2/2023 What explains wealth inequality in Estonia? The role of wealth components, household size and regions
Occasional Papers of Eesti Pank 2/2023
Jaanika Meriküll and Tairi Rõõm
This paper analyses the wealth inequality of Estonian households, employing data of the Household Finance and Consumption Survey (HFCS). Income inequality in Estonia is close to the euro area average, but wealth is distributed less evenly than in most of the other euro area countries. Two of the most commonly used measures of wealth inequality are the Gini coefficient and the share of wealth belonging to the richest households. The inequality of net wealth is among the highest in the euro area according to both of these measures in Estonia. The three waves of the HFCS conducted in Estonia cover the years 2013–2021, during which time the estimated Gini coefficient of wealth inequality rose slightly from 0.70 to 0.71. The share of wealth owned by the top 5% of households increased from 43.3% to 47.7%. Although the point estimates of both inequality measures increased, these changes were not statistically significant.
We carry out a decomposition of wealth inequality to estimate which components of net wealth increase or decrease inequality and how the intertemporal changes in the structure of wealth have affected it. An increase in the value of the household main residence had an equalising effect on wealth, whereas growth in the share of business wealth and an increase in the loan burden had the opposite impact. The positive and negative effects of these changes were of the same magnitude and their net effect on the Gini coefficient of net wealth was close to zero. We complement the analysis of the effects of different wealth components by looking at the impact of two demographic trends on wealth inequality in Estonia, the first being internal migration from rural areas to Tallinn and its surrounding regions and the second the increase in the share of single-member households. Although these demographic changes have been substantial, our estimations show that they had no significant impact, since the wealth inequality in wealthier regions and among single-member households did not differ substantially from that in other regions or households.
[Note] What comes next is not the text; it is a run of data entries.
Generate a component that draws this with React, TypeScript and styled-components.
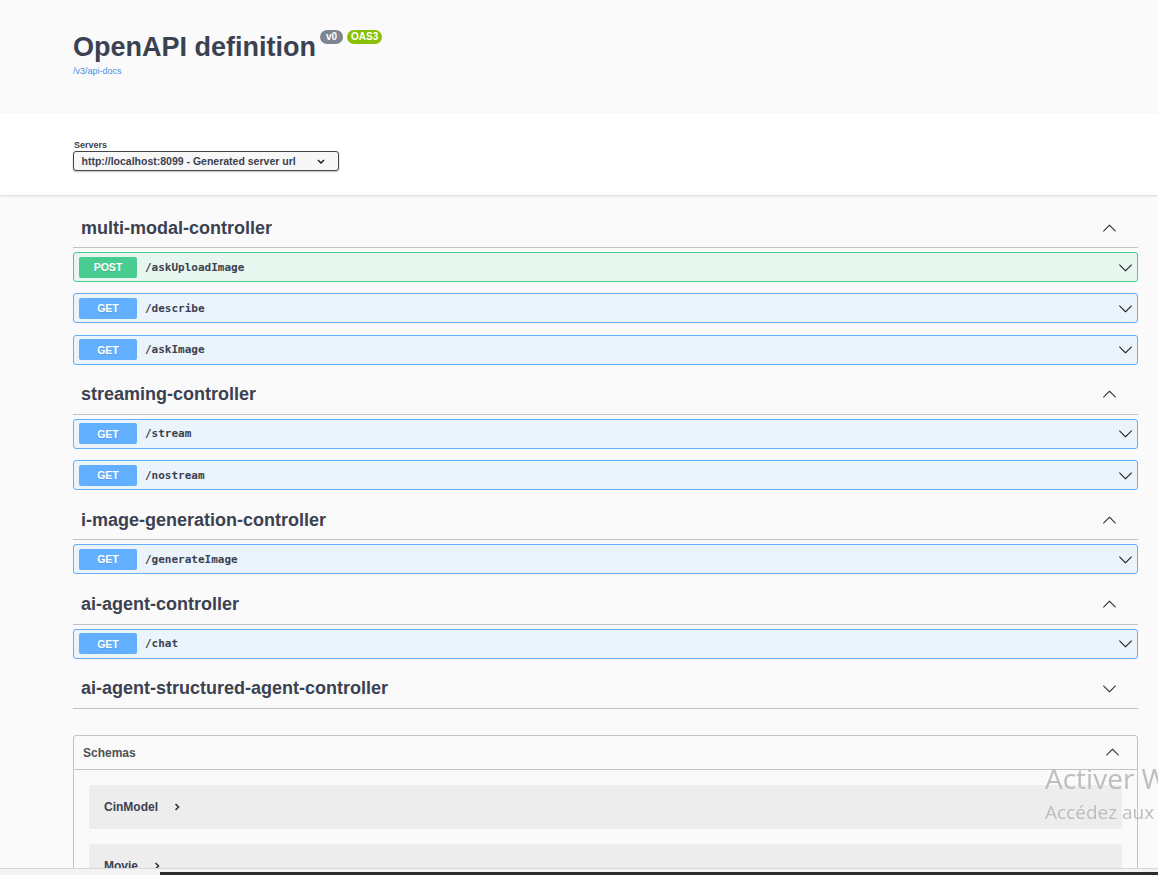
import React from 'react';
import styled, { createGlobalStyle } from 'styled-components';

const GlobalStyle = createGlobalStyle`
  html, body { margin: 0; padding: 0; overflow: hidden; background: #fafafa; }
  body { font-family: "Liberation Sans", Arial, sans-serif; color: #3b4151; }
  * { box-sizing: border-box; }
`;

const Page = styled.div`
  width: 1158px;
  min-height: 875px;
  background: #fafafa;
`;

const Wrapper = styled.div`
  padding: 0 20px 0 73px;
`;

const InfoSection = styled.section`
  height: 113px;
  background: #fafafa;
  padding-top: 29px;
`;

const TitleRow = styled.div`
  display: flex;
  align-items: flex-start;
`;

const Title = styled.h2`
  margin: 0;
  font-size: 27px;
  line-height: 36px;
  font-weight: 700;
  color: #3b4151;
`;

const Badge = styled.span<{ $bg: string }>`
  margin-top: 1px;
  margin-left: 4px;
  height: 14px;
  min-width: 23px;
  padding: 0 4px;
  border-radius: 57px;
  background: ${p => p.$bg};
  color: #fff;
  font-size: 10px;
  font-weight: 700;
  line-height: 14px;
  display: inline-flex;
  justify-content: center;
`;

const BaseUrl = styled.a`
  display: block;
  font-size: 9px;
  line-height: 12px;
  color: #4990e2;
  text-decoration: none;
`;

const SchemeContainer = styled.section`
  background: #fff;
  box-shadow: 0 1px 2px 0 rgba(0, 0, 0, 0.15);
  padding: 26px 0 24px;
`;

const Label = styled.div`
  font-size: 9px;
  line-height: 12px;
  font-weight: 700;
  padding-left: 1px;
  color: #3b4151;
`;

const Select = styled.div`
  width: 266px;
  height: 20px;
  border: 1.5px solid #41444e;
  border-radius: 3px;
  box-shadow: 0 1px 2px 0 rgba(0, 0, 0, 0.25);
  display: flex;
  align-items: center;
  justify-content: space-between;
  padding-left: 7.5px;
  font-size: 10.5px;
  font-weight: 700;
  color: #3b4151;
  background: #f7f7f7;
`;

const SelectChevron = styled.svg`
  margin-right: 13px;
`;

const Main = styled.main`
  padding-top: 14px;
`;

const TagSection = styled.section`
  display: flow-root;
`;

const TagHeader = styled.h3`
  margin: 0 0 4px;
  height: 39px;
  border-bottom: 1px solid rgba(59, 65, 81, 0.3);
  display: flex;
  align-items: center;
  justify-content: space-between;
  padding-left: 8px;
  font-size: 18px;
  font-weight: 700;
  color: #3b4151;
`;

const TagArrow = styled.svg`
  margin-right: 21px;
  fill: #333;
`;

const OpRow = styled.div<{ $border: string; $bg: string }>`
  height: 30px;
  border: 1px solid ${p => p.$border};
  background: ${p => p.$bg};
  border-radius: 3px;
  display: flex;
  align-items: center;
  padding-left: 5px;
  margin-bottom: 11.25px;
`;

const Method = styled.span<{ $bg: string }>`
  width: 58px;
  height: 21px;
  border-radius: 2px;
  background: ${p => p.$bg};
  color: #fff;
  font-size: 10.5px;
  font-weight: 700;
  display: flex;
  align-items: center;
  justify-content: center;
  text-shadow: 0 1px 0 rgba(0, 0, 0, 0.1);
`;

const Path = styled.span`
  flex: 1;
  padding-left: 8px;
  font-family: "DejaVu Sans Mono", "Liberation Mono", monospace;
  font-size: 11px;
  font-weight: 600;
  color: #3b4151;
`;

const RowArrow = styled.svg`
  margin-right: 4px;
  fill: #222;
`;

const Models = styled.section`
  margin-top: 22.5px;
  border: 1px solid rgba(59, 65, 81, 0.3);
  border-radius: 3px;
`;

const ModelsHeader = styled.h4`
  margin: 0;
  height: 34px;
  border-bottom: 1px solid rgba(59, 65, 81, 0.3);
  display: flex;
  align-items: center;
  justify-content: space-between;
  padding-left: 9px;
  font-size: 12px;
  font-weight: 700;
  color: #505050;
`;

const ModelsArrow = styled.svg`
  margin-right: 17px;
  fill: #333;
`;

const ModelList = styled.div`
  padding: 15px 15px 0;
`;

const ModelItem = styled.div`
  height: 44px;
  border-radius: 3px;
  background: #ededed;
  margin-bottom: 15px;
  display: flex;
  align-items: center;
  padding-left: 15px;
  font-size: 12px;
  font-weight: 700;
  color: #3b4151;
`;

const ModelToggle = styled.svg`
  margin-left: 16px;
`;

const Watermark = styled.div`
  position: fixed;
  left: 1045px;
  top: 759px;
  font-family: "Open Sans", "Noto Sans", sans-serif;
  color: #bdbdbd;
  white-space: nowrap;
  pointer-events: none;
`;

const WmTitle = styled.div`
  font-size: 28px;
  line-height: 38px;
`;

const WmSub = styled.div`
  font-size: 19px;
  line-height: 30px;
`;

const BottomBar = styled.div`
  position: fixed;
  left: 0;
  right: 0;
  bottom: 0;
  height: 7px;
  background: #f3f3f3;
  border-top: 1px solid #d9d9d9;
`;

const BottomThumb = styled.div`
  position: absolute;
  left: 160px;
  right: 0;
  bottom: 0;
  height: 3px;
  background: #2d2d2d;
`;

const ARROW = 'M17.418 6.109c.272-.268.709-.268.979 0s.271.701 0 .969l-7.908 7.83c-.27.268-.707.268-.979 0l-7.908-7.83c-.27-.268-.27-.701 0-.969.271-.268.709-.268.979 0L10 13.25l7.418-7.141z';

const Down = ({ as: C }: { as: any }) => (
  <C width="15" height="15" viewBox="0 0 20 20"><path d={ARROW} /></C>
);
const Up = ({ as: C }: { as: any }) => (
  <C width="15" height="15" viewBox="0 0 20 20"><path d={ARROW} transform="rotate(180 10 10)" /></C>
);

type Op = { method: 'GET' | 'POST'; path: string };
type Tag = { name: string; open: boolean; ops: Op[] };

const tags: Tag[] = [
  { name: 'multi-modal-controller', open: true, ops: [
    { method: 'POST', path: '/askUploadImage' },
    { method: 'GET', path: '/describe' },
    { method: 'GET', path: '/askImage' },
  ] },
  { name: 'streaming-controller', open: true, ops: [
    { method: 'GET', path: '/stream' },
    { method: 'GET', path: '/nostream' },
  ] },
  { name: 'i-mage-generation-controller', open: true, ops: [
    { method: 'GET', path: '/generateImage' },
  ] },
  { name: 'ai-agent-controller', open: true, ops: [
    { method: 'GET', path: '/chat' },
  ] },
  { name: 'ai-agent-structured-agent-controller', open: false, ops: [] },
];

const colors = {
  GET: { border: '#61affe', bg: '#ebf3fb', badge: '#61affe' },
  POST: { border: '#49cc90', bg: '#e8f6f0', badge: '#49cc90' },
};

export default function App() {
  return (
    <Page>
      <GlobalStyle />
      <InfoSection>
        <Wrapper>
          <TitleRow>
            <Title>OpenAPI definition</Title>
            <Badge $bg="#7d8492">v0</Badge>
            <Badge $bg="#89bf04">OAS3</Badge>
          </TitleRow>
          <BaseUrl href="#">/v3/api-docs</BaseUrl>
        </Wrapper>
      </InfoSection>
      <SchemeContainer>
        <Wrapper>
          <Label>Servers</Label>
          <Select>
            <span>http://localhost:8099 - Generated server url</span>
            <SelectChevron width="8" height="5" viewBox="0 0 8 5">
              <polyline points="1,1 4,4 7,1" fill="none" stroke="#222" strokeWidth="1.5" />
            </SelectChevron>
          </Select>
        </Wrapper>
      </SchemeContainer>
      <Main>
        <Wrapper>
          {tags.map(tag => (
            <TagSection key={tag.name}>
              <TagHeader>
                <span>{tag.name}</span>
                {tag.open ? <Up as={TagArrow} /> : <Down as={TagArrow} />}
              </TagHeader>
              {tag.ops.map(op => (
                <OpRow key={op.path} $border={colors[op.method].border} $bg={colors[op.method].bg}>
                  <Method $bg={colors[op.method].badge}>{op.method}</Method>
                  <Path>{op.path}</Path>
                  <Down as={RowArrow} />
                </OpRow>
              ))}
            </TagSection>
          ))}
          <Models>
            <ModelsHeader>
              <span>Schemas</span>
              <Up as={ModelsArrow} />
            </ModelsHeader>
            <ModelList>
              {['CinModel', 'Movie', 'Response'].map(m => (
                <ModelItem key={m}>
                  <span>{m}</span>
                  <ModelToggle width="6" height="8" viewBox="0 0 6 8">
                    <polyline points="1.5,1 4.5,4 1.5,7" fill="none" stroke="#333" strokeWidth="1.6" />
                  </ModelToggle>
                </ModelItem>
              ))}
            </ModelList>
          </Models>
        </Wrapper>
      </Main>
      <Watermark>
        <WmTitle>Activer Windows</WmTitle>
        <WmSub>Accédez aux paramètres pour activer Windows.</WmSub>
      </Watermark>
      <BottomBar>
        <BottomThumb />
      </BottomBar>
    </Page>
  );
}
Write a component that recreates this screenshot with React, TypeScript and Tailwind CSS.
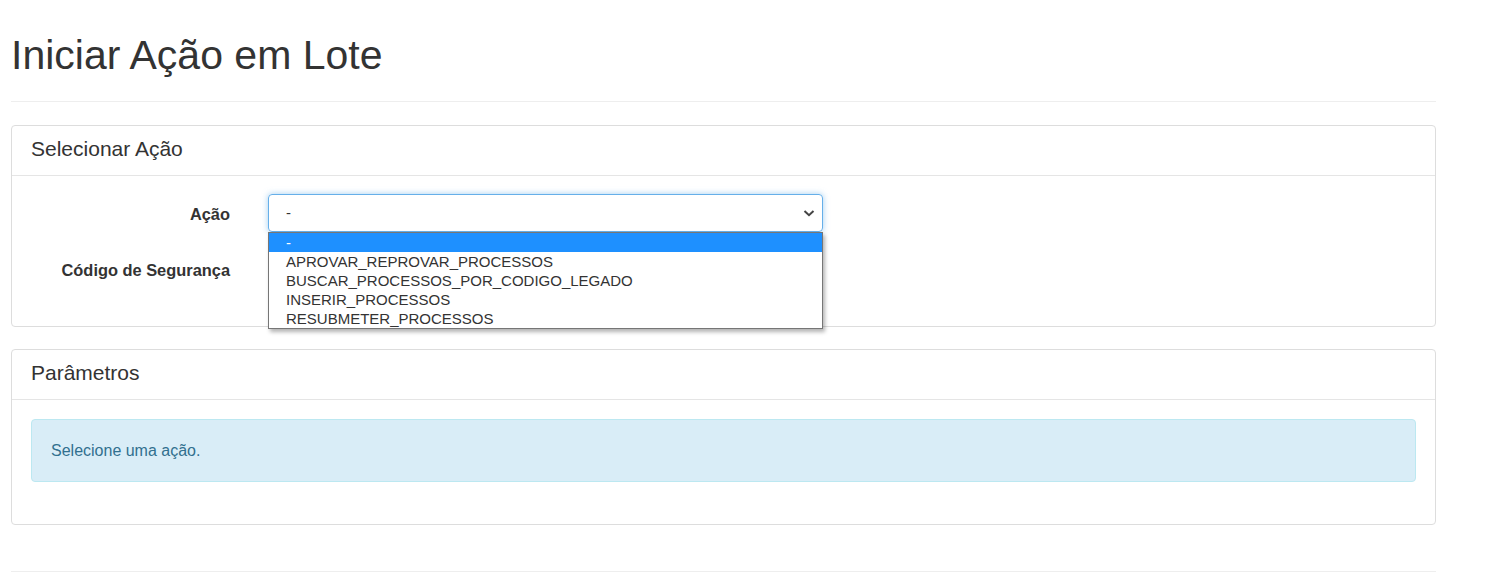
import React from "react"

const acoes = [
  "-",
  "APROVAR_REPROVAR_PROCESSOS",
  "BUSCAR_PROCESSOS_POR_CODIGO_LEGADO",
  "INSERIR_PROCESSOS",
  "RESUBMETER_PROCESSOS",
]

const Panel: React.FC<{ title: string; children: React.ReactNode }> = ({ title, children }) => (
  <div className="rounded-[4px] border border-[#dddddd] bg-white">
    <div className="flex h-[50px] items-center border-b border-[#e5e5e5] px-[19px] pb-[3px] text-[21px] text-[#333333]">
      {title}
    </div>
    {children}
  </div>
)

export default function App() {
  return (
    <div className="min-h-[575px] bg-white font-['Liberation_Sans',Arial,sans-serif] text-[#333333]">
      <div className="ml-[11px] w-[1425px]">
        <h1 className="pt-[35px] text-[41px] leading-[40px]">Iniciar Ação em Lote</h1>
        <hr className="mt-[26px] border-t border-[#eeeeee]" />

        <div className="mt-[23px]">
          <Panel title="Selecionar Ação">
            <div className="flex flex-col gap-[19px] px-[19px] pb-[37px] pt-[18px]">
              <div className="flex items-center">
                <label className="w-[199px] pt-[3px] text-right text-[16.4px] font-bold">Ação</label>
                <div className="relative ml-[38px] w-[555px]">
                  <div className="flex h-[38px] items-center justify-between rounded-[4px] border border-[#66afe9] pl-[17px] pr-[6px] text-[15px] shadow-[0_0_6px_rgba(102,175,233,0.6)]">
                    <span>-</span>
                    <svg width="14" height="10" viewBox="0 0 14 10">
                      <path d="M2.5 3 L7 7.2 L11.5 3" fill="none" stroke="#444" strokeWidth="2" />
                    </svg>
                  </div>
                  <ul className="absolute left-0 top-[38px] z-10 w-[555px] border border-[#767676] bg-white text-[15px] leading-[19px] shadow-[2px_3px_4px_rgba(0,0,0,0.3)]">
                    {acoes.map((a, i) => (
                      <li
                        key={a}
                        className={
                          i === 0
                            ? "bg-[#1e90ff] pl-[17px] text-white"
                            : "pl-[17px] text-[#333333]"
                        }
                      >
                        {a}
                      </li>
                    ))}
                  </ul>
                </div>
              </div>
              <div className="flex items-center">
                <label className="w-[199px] pt-[1px] text-right text-[16.4px] font-bold">Código de Segurança</label>
                <div className="ml-[38px] h-[38px] w-[555px] rounded-[4px] border border-[#cccccc]" />
              </div>
            </div>
          </Panel>
        </div>

        <div className="mt-[22px]">
          <Panel title="Parâmetros">
            <div className="px-[19px] pb-[42px] pt-[19px]">
              <div className="flex h-[63px] items-center rounded-[4px] border border-[#bce8f1] bg-[#d9edf7] px-[19px] text-[16px] text-[#31708f]">
                Selecione uma ação.
              </div>
            </div>
          </Panel>
        </div>

        <hr className="mt-[46px] border-t border-[#eeeeee]" />
      </div>
    </div>
  )
}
Most of the wealth components in the Estonian HFCS data are register-based and register data are collected at the individual level, so wealth inequality can be measured at two different levels of disaggregation. We exploit this feature of the dataset and estimate wealth inequality at the individual level in addition to household-level estimates. Wealth inequality estimates at the individual level are higher than household-level estimates – the Gini coefficient of net wealth is larger by about 0.05. The wealth components and demographic trends have similar effects on wealth inequality at both levels of disaggregation.
JEL classification: D31, G51, D13
Keywords: Estonia, net wealth, wealth inequality, decomposition, wealth inequality within households
The views expressed are those of the authors and do not necessarily represent the official views of Eesti Pank or the European Central Bank.